Supplied information:

START

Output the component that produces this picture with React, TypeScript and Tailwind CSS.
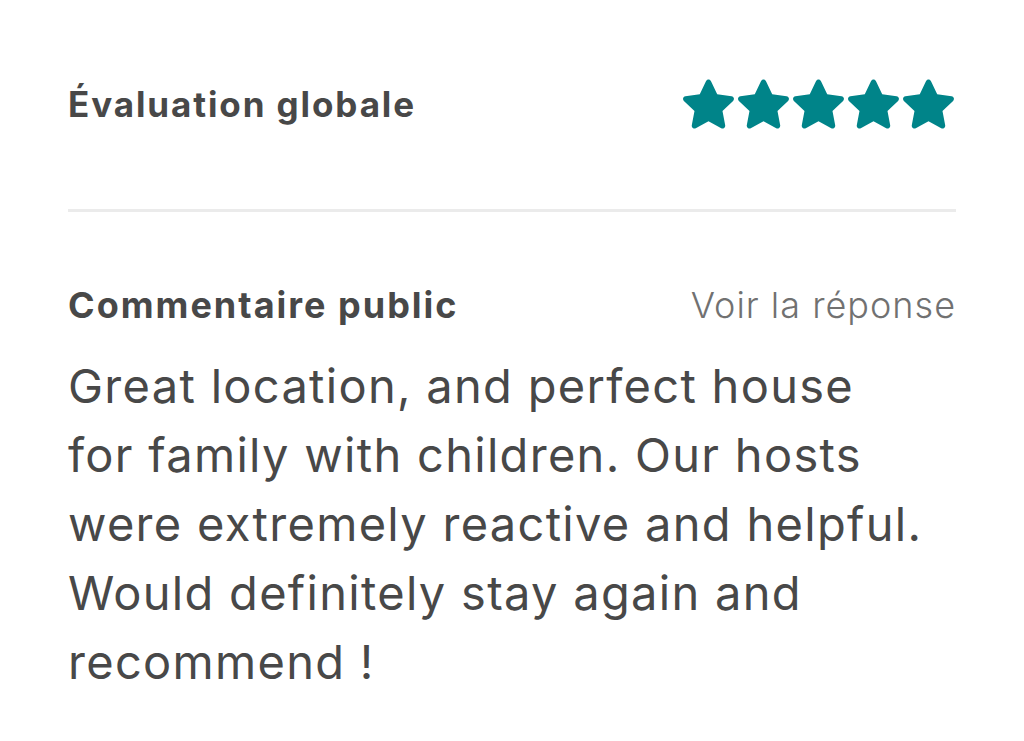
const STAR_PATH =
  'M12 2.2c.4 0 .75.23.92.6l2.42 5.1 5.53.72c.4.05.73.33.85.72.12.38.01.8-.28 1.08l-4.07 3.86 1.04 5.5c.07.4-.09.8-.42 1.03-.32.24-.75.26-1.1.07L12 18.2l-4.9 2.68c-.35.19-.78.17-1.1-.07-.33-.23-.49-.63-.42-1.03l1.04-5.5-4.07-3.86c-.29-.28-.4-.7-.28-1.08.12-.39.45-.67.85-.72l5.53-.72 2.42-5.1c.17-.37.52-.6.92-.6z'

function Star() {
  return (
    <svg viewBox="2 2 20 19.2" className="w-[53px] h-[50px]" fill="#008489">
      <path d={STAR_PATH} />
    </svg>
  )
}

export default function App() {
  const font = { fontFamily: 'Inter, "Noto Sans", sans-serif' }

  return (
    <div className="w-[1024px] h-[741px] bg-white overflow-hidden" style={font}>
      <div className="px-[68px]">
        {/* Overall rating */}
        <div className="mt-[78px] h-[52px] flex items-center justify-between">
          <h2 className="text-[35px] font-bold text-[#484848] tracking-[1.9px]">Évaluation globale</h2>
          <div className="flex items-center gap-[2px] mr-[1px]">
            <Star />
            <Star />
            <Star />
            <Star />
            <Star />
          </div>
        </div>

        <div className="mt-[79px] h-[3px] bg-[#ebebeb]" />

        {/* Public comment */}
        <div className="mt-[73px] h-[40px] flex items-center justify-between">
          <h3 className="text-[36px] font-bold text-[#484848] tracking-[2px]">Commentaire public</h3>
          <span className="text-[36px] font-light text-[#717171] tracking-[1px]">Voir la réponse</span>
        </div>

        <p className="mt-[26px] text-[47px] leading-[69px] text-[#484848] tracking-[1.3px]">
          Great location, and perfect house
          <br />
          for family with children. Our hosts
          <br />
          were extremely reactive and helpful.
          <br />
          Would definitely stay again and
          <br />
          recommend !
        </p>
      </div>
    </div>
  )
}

END
START

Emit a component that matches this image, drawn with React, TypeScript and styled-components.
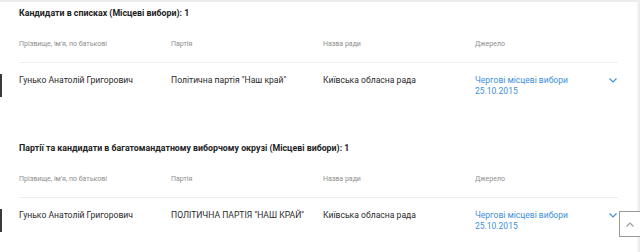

END

Short problem: Search the entries for "component" and copy out each line that has it.

Result of the task:
Output the component that produces this picture with React, TypeScript and Tailwind CSS.
Emit a component that matches this image, drawn with React, TypeScript and styled-components.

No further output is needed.